Maclean’s newsmagazine, over 105 years old and a weekly since 1978, will reduce its frequency to monthly. Chatelaine, around since 1928 and long-touted as Canada’s largest magazine in paid circulation, will be printed six times a year instead of monthly.
Today’s Parent suffers the same fate as Chatelaine. Other Rogers Media publications will cease to be printed altogether and instead will only appear online and through apps, including titles: Flare, Sportsnet, MoneySense and Canadian Business.
One of the few Rogers Media publications that will remain untouched by cutbacks is their celebrity gossip rag, Hello! Canada.
All hail piffle.
Whether it’s The Georgia Sraight or the once-dominant Vancouver Sun, Canada’s newspapers are also getting thinner. Puffery masquerading as content is increasingly common. Content that used to be labelled as “Advertorial” is losing that label altogether in some cases.
In No News is Bad News (Greystone $18.95), former newspaper editor and TV documentary reporter Ian Gill claims the “real villains” are “the owners and publishers.” He alleges dim-witted media owners “have bankrupted and/or destroyed the value of Canada’a great media companies, and they’ve been getting away with it for decades.”
One group that’s really been turned off by Canadian media are the millennials who, Gill says, have the least confidence in the media. Without them, he writes, “there won’t be two newspapers left in Vancouver – or in Calgary, Edmonton, or Ottawa – in just a few short years. In some cities there might not even be one.”
The loss of as many as ten thousand journalism jobs, he says, has hugely diminished the quality of our news. The erasure of billions of dollars of shareholder value from large media companies spells further decline. With the advent of “that darned thing called the Internet,” newspaper revenues, primarily from advertisers, are spiralling ever downwards. Gill quotes research that between 2000 and 2008 revenue drifted gently downward, but then in the next five years plunged another third, from $5.8 billion to $3.7 billion.
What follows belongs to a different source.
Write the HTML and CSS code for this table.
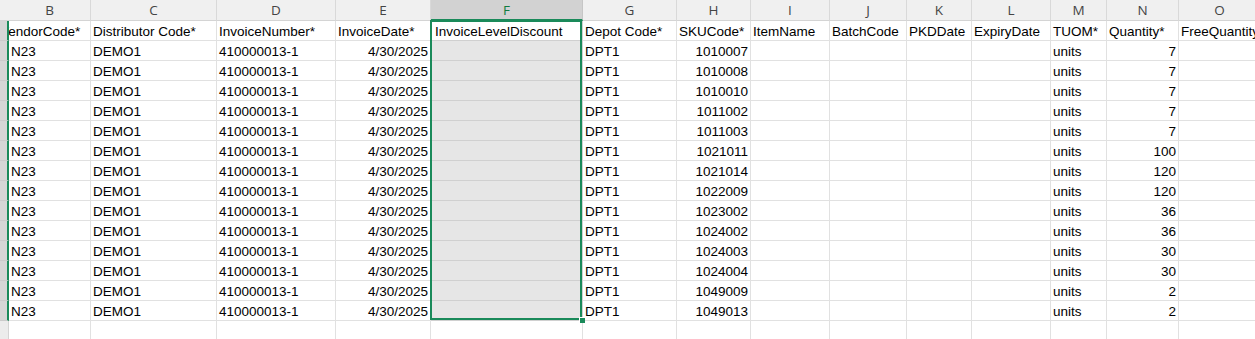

So who will cover all the crucial news beats and public meetings? Politicians? Corrupt businesses? Gill quotes a New York Times article asserting that “nonprofit news organizations, digital start-ups, university-based centers and public radio stations are beginning to fill the gap… But they probably won’t fully take hold while newspapers, even in their shrunken state, remain the dominant media players in local market.”
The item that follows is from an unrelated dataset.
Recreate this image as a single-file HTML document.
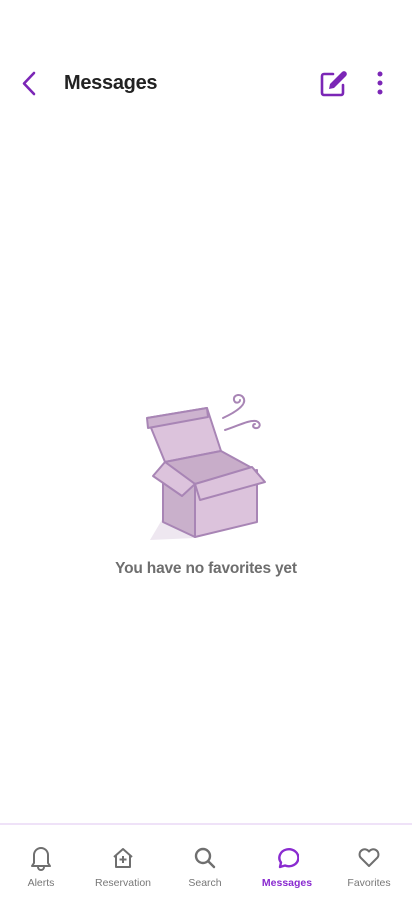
<!DOCTYPE html>
<html><head><meta charset="utf-8"><style>
*{margin:0;padding:0;box-sizing:border-box}
body{width:412px;height:917px;background:#fff;font-family:"Liberation Sans",sans-serif;position:relative;overflow:hidden}
.title{position:absolute;left:64px;top:72px;font-size:20px;font-weight:bold;color:#222;letter-spacing:-0.3px}
.msg{position:absolute;left:0;width:412px;top:560px;text-align:center;font-size:15.5px;font-weight:bold;color:#6e6e6e;letter-spacing:-0.2px}
.nav{position:absolute;left:0;top:823px;width:412px;height:94px;border-top:2px solid #efe2f8}
.tab{position:absolute;top:0;width:82px;text-align:center}
.tab svg{position:absolute;top:20px;left:29px}
.tab span{position:absolute;top:52px;left:0;width:82px;font-size:10.5px;color:#777}
</style></head><body>
<svg style="position:absolute;left:18px;top:70px" width="22" height="28" viewBox="0 0 22 28"><path d="M16 3 L6 13.5 L16 24" fill="none" stroke="#7b26b6" stroke-width="2.6" stroke-linecap="round" stroke-linejoin="round"/></svg>
<div class="title">Messages</div>
<svg style="position:absolute;left:318px;top:68px" width="32" height="32" viewBox="0 0 32 32"><path d="M15 6 H6 a2 2 0 0 0 -2 2 V25 a2 2 0 0 0 2 2 H23 a2 2 0 0 0 2 -2 V17" fill="none" stroke="#7b26b6" stroke-width="2.6" stroke-linecap="round"/><path d="M11 21 L12 16 L24 4 a2.5 2.5 0 0 1 4 4 L16 20 Z" fill="#7b26b6"/></svg>
<svg style="position:absolute;left:374px;top:70px" width="12" height="26" viewBox="0 0 12 26"><circle cx="6" cy="4" r="2.5" fill="#7b26b6"/><circle cx="6" cy="13" r="2.5" fill="#7b26b6"/><circle cx="6" cy="22" r="2.5" fill="#7b26b6"/></svg>

<svg style="position:absolute;left:0;top:0" width="412" height="600" viewBox="0 0 412 600">
<g stroke="#a885b5" stroke-width="2" stroke-linejoin="round" fill="#dcc3dc">
<path d="M150 540 L195 538 L163 518 Z" fill="#eee7f0" stroke="none"/>
<path d="M147 418 L207 408 L221 451 L165 462 Z"/>
<path d="M147 418 L148 428 L208 417 L207 408 Z" fill="#cdb3cf"/>
<path d="M165 462 L221 451 L252 468 L195 484 Z" fill="#c8adc9"/>
<path d="M163 480 L195 484 L195 537 L163 522 Z" fill="#c9b0cb"/>
<path d="M195 484 L257 470 L257 522 L195 537 Z"/>
<path d="M165 462 L153 476 L182 496 L195 484 Z"/>
<path d="M252 467 L265 482 L200 500 L195 484 Z"/>
</g>
<g fill="none" stroke="#a885b5" stroke-width="2" stroke-linecap="round">
<path d="M223 418 C236 412 246 405 244 399 C242 393 233 394 234 400 C235 404 240 403 240 400"/>
<path d="M225 430 C238 426 248 420 256 421 C262 423 260 429 255 428 C252 427 253 424 255 424"/>
</g>
</svg>
<div class="msg">You have no favorites yet</div>

<div class="nav">
<div class="tab" style="left:0"><svg width="24" height="26" viewBox="0 0 24 26" fill="none" stroke="#6f6f6f" stroke-width="2" stroke-linejoin="round"><path d="M5 18 V10 a7 7 0 0 1 14 0 V18 L21 21 H3 Z"/><path d="M9 22 a3 3 0 0 0 6 0"/></svg><span>Alerts</span></div>
<div class="tab" style="left:82px"><svg width="24" height="26" viewBox="0 0 24 26" fill="none" stroke="#6f6f6f" stroke-width="2" stroke-linejoin="round"><path d="M3 12 L12 4 L21 12 M5 10.5 V22 H19 V10.5"/><path d="M12 11 V18 M8.5 14.5 H15.5"/></svg><span>Reservation</span></div>
<div class="tab" style="left:164px"><svg width="24" height="26" viewBox="0 0 24 26" fill="none" stroke="#6f6f6f" stroke-width="2.4" stroke-linecap="round"><circle cx="10" cy="11" r="7"/><path d="M15 16 L21 22"/></svg><span>Search</span></div>
<div class="tab" style="left:246px"><svg width="24" height="26" viewBox="0 0 24 26" fill="none" stroke="#8a2bd0" stroke-width="2.4" stroke-linejoin="round"><path d="M5 22 L6 17.5 A9.5 8.5 0 1 1 10 20.5 Z"/></svg><span style="color:#8a2bd0;font-weight:bold">Messages</span></div>
<div class="tab" style="left:328px"><svg width="24" height="26" viewBox="0 0 24 26" fill="none" stroke="#6f6f6f" stroke-width="2" stroke-linejoin="round"><path d="M12 21 L3.5 12.5 a5 5 0 0 1 8.5 -6 a5 5 0 0 1 8.5 6 Z"/></svg><span>Favorites</span></div>
</div>
</body></html>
Much of Gill’s overview bristles with gleeful invective and scorn. “That giant sucking sound you hear?” he writes, “Oh, that’s just the implosion of Canadian media.” He dismisses local newspapers like those managed by the David Black chain foisting “truly execrable fare” on the public. He bashes the CBC with equal ease. Gill abhors the Walrus magazine as “a flaccid, self-satisfied kind of poor man’s New Yorker.”
Our media landscape is a horrid and almost hopeless mess. “It’s as if Canada’s journalists were assigned to cover a state funeral,” he writes, “and only now are wising up to the fact that the body in the casket is their own.”
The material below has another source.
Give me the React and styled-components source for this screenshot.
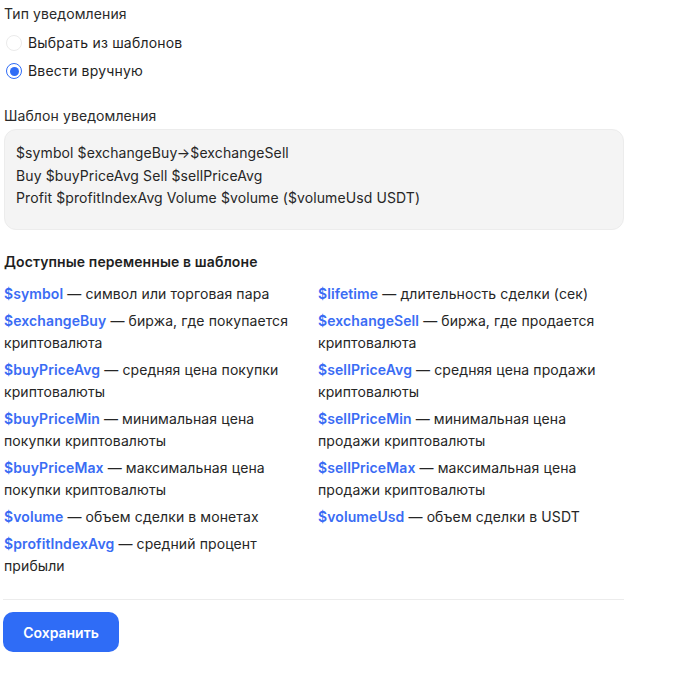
import styled, { createGlobalStyle } from "styled-components";

const GlobalStyle = createGlobalStyle`
  body {
    margin: 0;
    background: #fff;
    font-family: Inter, "Noto Sans", sans-serif;
    color: #1f1f1f;
    letter-spacing: 0.1px;
  }
`;

const Page = styled.div`
  width: 620px;
  padding: 4px 0 0 4px;
  display: flex;
  flex-direction: column;
`;

const Label = styled.div`
  font-size: 14px;
  line-height: 20px;
  color: #2a2a2a;
`;

const RadioGroup = styled.div`
  display: flex;
  flex-direction: column;
  gap: 8px;
  margin-top: 9px;
`;

const RadioRow = styled.label`
  display: flex;
  align-items: center;
  gap: 6px;
  font-size: 14px;
  line-height: 20px;
  color: #1f1f1f;
  letter-spacing: 0.2px;
`;

const RadioDot = styled.span`
  width: 16px;
  height: 16px;
  margin-left: 2px;
  border-radius: 50%;
  box-sizing: border-box;
  border: ${(p) => (p.$checked ? "1.5px solid #2f6cf6" : "1.5px solid #ebebeb")};
  background: #fff;
  display: flex;
  align-items: center;
  justify-content: center;

  &::after {
    content: "";
    display: ${(p) => (p.$checked ? "block" : "none")};
    width: 9px;
    height: 9px;
    border-radius: 50%;
    background: #2f6cf6;
  }
`;

const Section = styled.div`
  margin-top: ${(p) => p.$top || 0}px;
`;

const TemplateBox = styled.div`
  margin-top: 3px;
  background: #f4f4f4;
  border: 1px solid #ececec;
  border-radius: 12px;
  height: 101px;
  box-sizing: border-box;
  padding: 12px 11px;
  font-size: 14px;
  line-height: 22.5px;
  color: #262626;
`;

const Heading = styled.div`
  font-size: 14px;
  font-weight: 600;
  line-height: 20px;
  color: #1f1f1f;
`;

const VarGrid = styled.div`
  display: grid;
  grid-template-columns: 314px 306px;
  row-gap: 5px;
  margin-top: 11px;
`;

const VarItem = styled.div`
  font-size: 14px;
  line-height: 22px;
  color: #262626;
  padding-right: 14px;
`;

const VarName = styled.span`
  color: #3a6cf4;
  font-weight: 600;
`;

const Divider = styled.div`
  height: 1px;
  background: #ececec;
  margin: 22px 0 12px -1px;
`;

const SaveButton = styled.button`
  align-self: flex-start;
  margin-left: -1px;
  width: 116px;
  height: 40px;
  border: none;
  border-radius: 10px;
  background: #2f6cf6;
  color: #fff;
  font-family: Inter, "Noto Sans", sans-serif;
  font-size: 14px;
  font-weight: 600;
  cursor: pointer;
`;

const vars = [
  ["$symbol", "символ или торговая пара"],
  ["$lifetime", "длительность сделки (сек)"],
  ["$exchangeBuy", "биржа, где покупается криптовалюта"],
  ["$exchangeSell", "биржа, где продается криптовалюта"],
  ["$buyPriceAvg", "средняя цена покупки криптовалюты"],
  ["$sellPriceAvg", "средняя цена продажи криптовалюты"],
  ["$buyPriceMin", "минимальная цена покупки криптовалюты"],
  ["$sellPriceMin", "минимальная цена продажи криптовалюты"],
  ["$buyPriceMax", "максимальная цена покупки криптовалюты"],
  ["$sellPriceMax", "максимальная цена продажи криптовалюты"],
  ["$volume", "объем сделки в монетах"],
  ["$volumeUsd", "объем сделки в USDT"],
  ["$profitIndexAvg", "средний процент прибыли"],
];

export default function App() {
  return (
    <>
      <GlobalStyle />
      <Page>
        <Label>Тип уведомления</Label>
        <RadioGroup>
          <RadioRow>
            <RadioDot />
            Выбрать из шаблонов
          </RadioRow>
          <RadioRow>
            <RadioDot $checked />
            Ввести вручную
          </RadioRow>
        </RadioGroup>

        <Section $top={25}>
          <Label>Шаблон уведомления</Label>
          <TemplateBox>
            <div>$symbol $exchangeBuy→$exchangeSell</div>
            <div>Buy $buyPriceAvg Sell $sellPriceAvg</div>
            <div>Profit $profitIndexAvg Volume $volume ($volumeUsd USDT)</div>
          </TemplateBox>
        </Section>

        <Section $top={22}>
          <Heading>Доступные переменные в шаблоне</Heading>
          <VarGrid>
            {vars.map(([name, desc]) => (
              <VarItem key={name}>
                <VarName>{name}</VarName> — {desc}
              </VarItem>
            ))}
          </VarGrid>
        </Section>

        <Divider />
        <SaveButton>Сохранить</SaveButton>
      </Page>
    </>
  );
}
The only smart people in Canadian journalism, it would appear, are Tyee columnist Ian Gill and his friend and collaborator David Beers, founding editor of the Tyee. They foresee the road ahead could or should be paved by philanthropies in Gill’s fourth and final chapter Wither the Future?, arguably the weakest section of Gill’s otherwise informative and highly entertaining romp.
Gill was able to undertake research for his analysis of Canadian media due to a senior fellowship in 2015 provided by the J.W. McConnell Family Foundation. If the future of high quality Canadian journalism can only be redeemed by having our best independent journalists cozying up to rich people and well-intentioned foundations, as Gill appears to suggest in No News Is Good News, some might argue the future of media in Canada will be even grimmer. But he has done a great service to the Canadian media community by providing this feisty diagnosis of Canadian journalism’s ills.
As he noted on a CBC Radio interview, if Canada’s roads and schools and hospitals fell into such decay, the public would not stand for it–and yet the news services of a nation are equally essential services to guarantee the well-being of a society.
So let’s at least start talking about it.